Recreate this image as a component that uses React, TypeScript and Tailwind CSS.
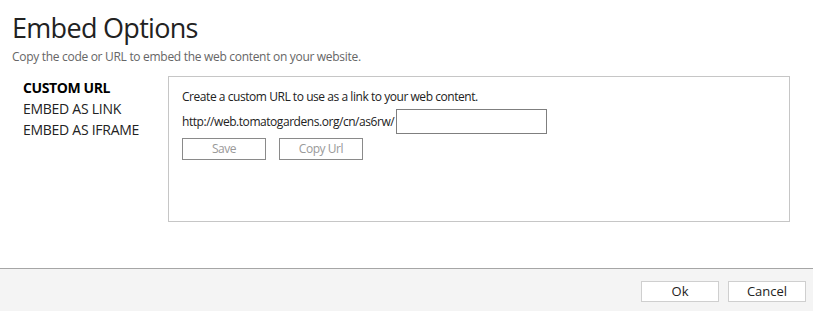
import React, { useState } from "react";

const navItems = ["CUSTOM URL", "EMBED AS LINK", "EMBED AS IFRAME"];

export default function App() {
  const [active, setActive] = useState(0);
  const [slug, setSlug] = useState("");

  return (
    <div className="flex h-[311px] w-[813px] flex-col bg-white font-['Open_Sans',sans-serif] text-[#222]">
      <div className="flex-1">
        <h1 className="pl-[12px] pt-[12px] text-[27px] leading-[32px] tracking-[-0.7px] text-[#222]">Embed Options</h1>
        <p className="mt-[5px] pl-[12px] text-[12px] leading-[16px] tracking-[-0.3px] text-[#666]">
          Copy the code or URL to embed the web content on your website.
        </p>
        <div className="mt-[11px] flex">
          <nav className="flex w-[168px] flex-col pl-[23px] pt-[1px]">
            {navItems.map((item, i) => (
              <button
                key={item}
                type="button"
                onClick={() => setActive(i)}
                className={
                  i === active
                    ? "text-left text-[14px] font-bold leading-[21px] tracking-[-0.4px] text-black"
                    : "text-left text-[14px] leading-[21px] tracking-[-0.27px] text-[#222]"
                }
              >
                {item}
              </button>
            ))}
          </nav>
          <div className="h-[146px] w-[622px] border border-[#c6c6c6] pl-[13px] pt-[12px] tracking-[-0.45px]">
            <p className="text-[12px] leading-[16px]">Create a custom URL to use as a link to your web content.</p>
            <div className="mt-[4px] flex items-center gap-[2px]">
              <span className="text-[12px] leading-[16px]">http://web.tomatogardens.org/cn/as6rw/</span>
              <input
                className="h-[25px] w-[151px] border border-[#7f7f7f] px-1 text-[12px] outline-none"
                value={slug}
                onChange={(e) => setSlug(e.target.value)}
              />
            </div>
            <div className="mt-[4px] flex gap-[13px]">
              <button
                type="button"
                className="h-[22px] w-[84px] border border-[#8a8a8a] bg-white text-[12px] text-[#999]"
              >
                Save
              </button>
              <button
                type="button"
                className="h-[22px] w-[84px] border border-[#8a8a8a] bg-white text-[12px] text-[#999]"
              >
                Copy Url
              </button>
            </div>
          </div>
        </div>
      </div>
      <div className="flex h-[43px] justify-end gap-[9px] border-t border-[#a6a6a6] bg-[#f4f4f4] pr-[7px] pt-[12px]">
        <button type="button" className="h-[21px] w-[78px] border border-[#cfcfcf] bg-white text-[13px] text-[#222]">
          Ok
        </button>
        <button type="button" className="h-[21px] w-[78px] border border-[#cfcfcf] bg-white text-[13px] text-[#222]">
          Cancel
        </button>
      </div>
    </div>
  );
}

┄┄┄┄┄┄

AIM -> Copy all lines of the material above where the string "React" occurs.

FULL OUTPUT ->
Recreate this image as a component that uses React, TypeScript and Tailwind CSS.
import React, { useState } from "react";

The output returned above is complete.